● **Required task**
Read the listing below and copy out every line that holds "page".

● **Collected material**
┏━━

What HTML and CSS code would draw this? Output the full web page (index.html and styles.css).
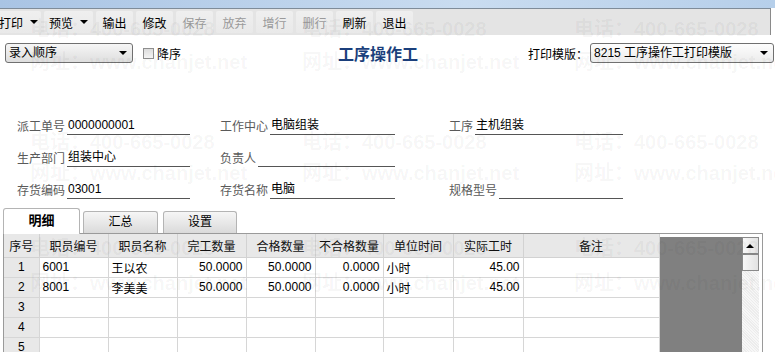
FILE: index.html
```html
<!DOCTYPE html>
<html lang="zh-CN">
<head>
    <meta charset="UTF-8">
    <title>工序操作工</title>
    <link rel="stylesheet" href="styles.css">
</head>
<body>
    <div class="page">
        <div class="titlebar"></div>
        <!-- 工具栏 -->
        <div class="toolbar">
            <a class="tb first">打印<i class="caret"></i></a>
            <a class="tb">预览<i class="caret"></i></a>
            <a class="tb">输出</a>
            <a class="tb">修改</a>
            <a class="tb off">保存</a>
            <a class="tb off">放弃</a>
            <a class="tb off">增行</a>
            <a class="tb off">删行</a>
            <a class="tb">刷新</a>
            <a class="tb">退出</a>
        </div>
        <!-- 标题行 -->
        <div class="head">
            <div class="combo sort">录入顺序<i class="caret"></i></div>
            <label class="chk"><span class="box"></span>降序</label>
            <h1 class="title">工序操作工</h1>
            <span class="tpl-label">打印模版：</span>
            <div class="combo tpl">8215 工序操作工打印模版<i class="caret"></i></div>
        </div>
        <!-- 表头 -->
        <div class="form">
            <div class="frow">
                <div class="field c1"><span class="lbl">派工单号</span><span class="val">0000000001</span></div>
                <div class="field c2"><span class="lbl">工作中心</span><span class="val">电脑组装</span></div>
                <div class="field c3"><span class="lbl">工序</span><span class="val">主机组装</span></div>
            </div>
            <div class="frow">
                <div class="field c1"><span class="lbl">生产部门</span><span class="val">组装中心</span></div>
                <div class="field c2"><span class="lbl">负责人</span><span class="val"></span></div>
            </div>
            <div class="frow">
                <div class="field c1"><span class="lbl">存货编码</span><span class="val">03001</span></div>
                <div class="field c2"><span class="lbl">存货名称</span><span class="val">电脑</span></div>
                <div class="field c3"><span class="lbl">规格型号</span><span class="val"></span></div>
            </div>
        </div>
        <!-- 页签 -->
        <div class="tabs">
            <div class="tab on">明细</div>
            <div class="tab">汇总</div>
            <div class="tab t3">设置</div>
        </div>
        <!-- 表体 -->
        <div class="grid-frame">
            <table class="grid">
                <colgroup>
                    <col style="width:35px"><col style="width:69px"><col style="width:69px">
                    <col style="width:69px"><col style="width:69px"><col style="width:68px">
                    <col style="width:70px"><col style="width:70px"><col style="width:136px">
                </colgroup>
                <thead>
                    <tr><th>序号</th><th>职员编号</th><th>职员名称</th><th>完工数量</th><th>合格数量</th><th>不合格数量</th><th>单位时间</th><th>实际工时</th><th>备注</th></tr>
                </thead>
                <tbody>
                    <tr><td class="no">1</td><td>6001</td><td>王以农</td><td class="num">50.0000</td><td class="num">50.0000</td><td class="num">0.0000</td><td>小时</td><td class="num">45.00</td><td></td></tr>
                    <tr><td class="no">2</td><td>8001</td><td>李美美</td><td class="num">50.0000</td><td class="num">50.0000</td><td class="num">0.0000</td><td>小时</td><td class="num">45.00</td><td></td></tr>
                    <tr><td class="no">3</td><td></td><td></td><td></td><td></td><td></td><td></td><td></td><td></td></tr>
                    <tr><td class="no">4</td><td></td><td></td><td></td><td></td><td></td><td></td><td></td><td></td></tr>
                    <tr><td class="no">5</td><td></td><td></td><td></td><td></td><td></td><td></td><td></td><td></td></tr>
                </tbody>
            </table>
            <div class="blank"></div>
            <div class="vscroll">
                <div class="sbtn"><i class="up"></i></div>
                <div class="thumb"></div>
                <div class="track"></div>
            </div>
        </div>
        <!-- 水印 -->
        <div class="wm">
            <div class="wm-row r1"><span>电话：400-665-0028</span><span>电话：400-665-0028</span><span>电话：400-665-0028</span></div>
            <div class="wm-row r2"><span>网址：www.chanjet.net</span><span>网址：www.chanjet.net</span><span>网址：www.chanjet.net</span></div>
            <div class="wm-row r3"><span>电话：400-665-0028</span><span>电话：400-665-0028</span><span>电话：400-665-0028</span></div>
            <div class="wm-row r4"><span>网址：www.chanjet.net</span><span>网址：www.chanjet.net</span><span>网址：www.chanjet.net</span></div>
            <div class="wm-row r5"><span>电话：400-665-0028</span><span>电话：400-665-0028</span><span>电话：400-665-0028</span></div>
            <div class="wm-row r6"><span>网址：www.chanjet.net</span><span>网址：www.chanjet.net</span><span>网址：www.chanjet.net</span></div>
        </div>
    </div>
</body>
</html>
```

FILE: styles.css
```css
*{
    margin: 0;
    padding: 0;
    box-sizing: border-box;
}
body{
    background: #fff;
    font-family: "Liberation Sans", "Noto Sans CJK SC", sans-serif;
    font-size: 12px;
    color: #000;
}
.page{
    position: relative;
    width: 775px;
    height: 352px;
    overflow: hidden;
}
.titlebar{
    height: 8px;
    background: linear-gradient(to right, #a9c4e4, #c9dcf0 60%, #b6cfea);
}
/* 工具栏 */
.toolbar{
    display: flex;
    gap: 3px;
    width: 771px;
    height: 27px;
    padding-top: 2px;
    background: #e4e4e4;
    border-top: 1px solid #7f8c99;
    border-right: 1px solid #8a8a8a;
}
.tb{
    display: flex;
    align-items: center;
    justify-content: center;
    height: 22px;
    width: 37px;
    background: linear-gradient(#efefef, #e9e9e9);
    border-radius: 2px;
    cursor: default;
}
.tb.first{
    margin-left: -4px;
    width: 45px;
    justify-content: flex-start;
    padding-left: 3px;
    gap: 7px;
}
.tb:nth-child(2){
    width: 49px;
    gap: 7px;
}
.tb.off{
    color: #9a9a9a;
}
.caret{
    width: 0;
    height: 0;
    border-left: 4px solid transparent;
    border-right: 4px solid transparent;
    border-top: 4px solid #000;
}
/* 标题行 */
.head{
    display: flex;
    align-items: center;
    height: 20px;
    margin-top: 8px;
    padding-left: 5px;
}
.combo{
    position: relative;
    height: 20px;
    line-height: 18px;
    padding-left: 3px;
    border: 1px solid #707070;
    border-radius: 3px;
    background: linear-gradient(#f6f6f6, #dedede);
}
.combo .caret{
    position: absolute;
    right: 5px;
    top: 7px;
}
.sort{
    width: 128px;
}
.tpl{
    width: 184px;
    background: linear-gradient(#fdfdfd, #ececec);
}
.chk{
    display: flex;
    align-items: center;
    margin-left: 10px;
    gap: 3px;
}
.chk .box{
    width: 11px;
    height: 11px;
    border: 1px solid #8e8e8e;
    background: linear-gradient(#dcdcdc, #f4f4f4);
}
.title{
    margin-left: 157px;
    font-size: 16px;
    font-weight: bold;
    color: #1b3f7c;
}
.tpl-label{
    margin-left: 110px;
    margin-right: 2px;
}
/* 表头字段 */
.form{
    margin-top: 54px;
    padding-left: 17px;
    display: flex;
    flex-direction: column;
    gap: 14px;
}
.frow{
    display: flex;
    height: 18px;
}
.field{
    display: flex;
    align-items: flex-end;
    gap: 2px;
}
.c1{ width: 173px; margin-right: 30px; }
.c2{ width: 175px; margin-right: 54px; }
.c3{ width: 174px; }
.lbl{
    color: #5a5a5a;
    line-height: 16px;
    white-space: nowrap;
}
.val{
    flex: 1;
    height: 18px;
    line-height: 16px;
    border-bottom: 1px solid #555;
    padding-left: 1px;
}
/* 页签 */
.tabs{
    display: flex;
    align-items: flex-end;
    height: 25px;
    margin-top: 9px;
    padding-left: 3px;
}
.tab{
    width: 75px;
    height: 22px;
    line-height: 21px;
    text-align: center;
    margin-left: 3px;
    border: 1px solid #b4b4b4;
    border-bottom: none;
    border-radius: 3px 3px 0 0;
    background: linear-gradient(#f6f6f6, #dadada);
}
.tab.on{
    width: 77px;
    height: 26px;
    margin-left: 0;
    margin-bottom: -1px;
    line-height: 24px;
    background: #fff;
    font-weight: bold;
    font-size: 13px;
    position: relative;
    z-index: 1;
}
.tab.t3{
    width: 74px;
    margin-left: 5px;
}
/* 表体 */
.grid-frame{
    display: flex;
    align-items: flex-start;
    width: 760px;
    height: 120px;
    margin-left: 3px;
    border-top: 1px solid #9a9a9a;
    border-left: 1px solid #9a9a9a;
    border-right: 1px solid #9a9a9a;
    padding-right: 3px;
}
.grid{
    width: 655px;
    table-layout: fixed;
    border-collapse: collapse;
    flex: none;
}
.grid th{
    height: 23px;
    font-weight: normal;
    background: #e8e8e8;
    border-right: 1px solid #d2d2d2;
    border-bottom: 1px solid #d2d2d2;
    color: #111;
}
.grid td{
    height: 20px;
    padding: 0 3px;
    border-right: 1px solid #d6d6d6;
    border-bottom: 1px solid #d6d6d6;
    white-space: nowrap;
    overflow: hidden;
}
.grid td.no{
    text-align: center;
    background: #e8e8e8;
}
.grid td.num{
    text-align: right;
}
.blank{
    flex: none;
    width: 82px;
    height: 120px;
    margin-top: 3px;
    background: #808080;
}
.vscroll{
    flex: none;
    width: 17px;
    margin-top: 3px;
    display: flex;
    flex-direction: column;
}
.sbtn, .thumb{
    height: 17px;
    border: 1px solid #8a8a8a;
    background: linear-gradient(to right, #f8f8f8, #e2e2e2);
    display: flex;
    align-items: center;
    justify-content: center;
}
.up{
    width: 0;
    height: 0;
    border-left: 4px solid transparent;
    border-right: 4px solid transparent;
    border-bottom: 4px solid #000;
}
.track{
    height: 90px;
    background: repeating-linear-gradient(45deg, #f7f7f7 0 1px, #ececec 1px 2px);
}
/* 水印 */
.wm{
    position: absolute;
    top: 0;
    left: 0;
    right: 0;
    bottom: 0;
    padding-top: 19px;
    padding-left: 30px;
    pointer-events: none;
    font-size: 20px;
    font-weight: bold;
    line-height: 20px;
    color: rgba(0,0,0,.045);
}
.wm-row{
    display: flex;
    white-space: nowrap;
}
.wm-row span{
    width: 272px;
    flex: none;
}
.r2{ margin-top: 13px; }
.r3{ margin-top: 60px; }
.r4{ margin-top: 11px; }
.r5{ margin-top: 55px; }
.r6{ margin-top: 15px; }
```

┗━━

● **Response for this exercise**
What HTML and CSS code would draw this? Output the full web page (index.html and styles.css).
    <div class="page">
.page{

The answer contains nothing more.